There was a penetrating odor of wet pine in the air and Jesso breathed it in deeply They had parked off the road, where the dark-green trees came together in a thick curtain. The soil looked sandy white, soft underfoot, and not too far away there was an open space where stone and sand made a shallow dip. Jesso noticed that the butcher had brought a shovel along. It was leaning against the side of the ambulance, ready and waiting.
Then Jesso waited. The guy in the car hadn’t come around yet and the butcher was slowly rolling himself over the sandy ground. He had dropped his gun on the way, but only his shoulder interested him. Each time he rolled over he cringed with pain, but he kept rolling back and forth just the same. He was stupid, all right.
It had been close quarters in the bumping ambulance, so Jesso straightened his new shirt, new tie, new suit, and draped the big trench coat so it wouldn’t bunch up in the back. He hadn’t bothered with the beret. Then Jesso lit a cigarette and waited.
After a while the guy with the shot-up shoulder stopped rolling around and sat up. There was a big red stain on his orderly’s uniform and it looked medical as hell. Jesso walked over to him and said, “How’s the arm?” But the guy didn’t understand, so Jesso waited for the other one.
When he came around he sat up with a start, but right away he lay down again. He lay that way for a while. Then Jesso didn’t want to wait any longer.
“Hey, you.” He prodded the man’s foot. “Understand English?”
The man got up and raked his long hair back over his head.
“Come on out.”
He did understand English, because he crawled out of the ambulance. He had also seen a lot of American movies, because he raised his hands over his head and waited to be shot in the belly.
“Put your hands down. Your underwear don’t scare me.”
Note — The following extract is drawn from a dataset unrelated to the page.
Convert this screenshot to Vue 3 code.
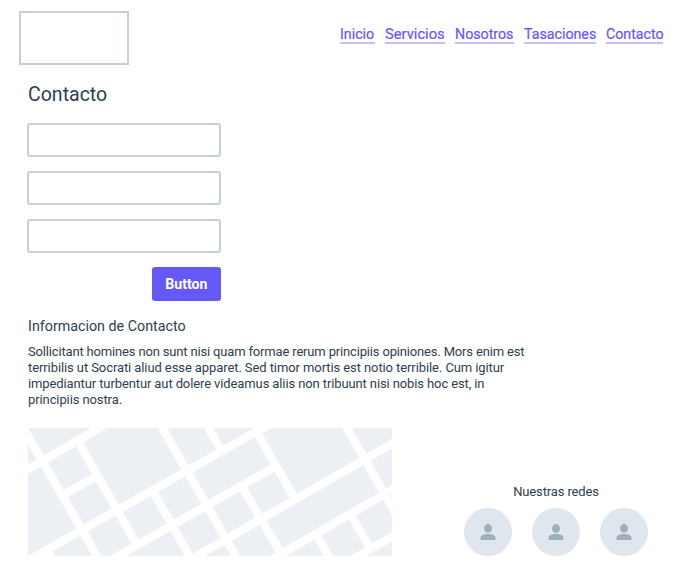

The man lowered his hands and plucked at his shorts.
“What’s your name?”
“Fritz.”
“I should have known. And the thinker over there? What’s his name?”
“Hans.”
“Of course, what else? Now tell Hans to sit over there by the tree.”
Fritz told Hans and then they waited for Jesso’s next word.
There was a long, webbed strap on the bed in the ambulance. Jesso took it off, threw it at Fritz, and told him to tie up Hans. After that was done he waved for Fritz to come back.
“Now I want some answers. Where is Kator?”
“Ich versteche nicht”
“Where’s Kator?”
“I understand not.”
“Look Fritz, you’re getting me mad.” He was going to say more when Fritz kicked up his foot and a spray of sand hit Jesso in the face. Fritz didn’t follow it up because Jesso was still holding the gun, but there was no shot. Jesso couldn’t see well enough to put his shot where he wanted. For a man in his underwear, Fritz certainly had guts. He rushed to the side of the ambulance, and while Jesso blinked blindly the shovel came into view and slammed down at Jesso. It missed the head but glanced across Jesso’s hand so that the gun flew down. Fritz stooped to reach for it, which was fine with Jesso. The sand trick could work both ways, and the cloud hit Fritz straight in the face. But Fritz fired just the same. With his eyes burning blind he shot way off the mark, so that nothing happened except that Jesso got mad. A flying tackle took him under the firing line into Fritz’s middle. One hand tore at the gun and then the two men rolled on the ground. There was one more shot, which tore through Fritz’s own foot, and then Jesso let fly. Fritz was never going to look the same. He was screaming and burbling now, and when Jesso jumped up he was out of breath.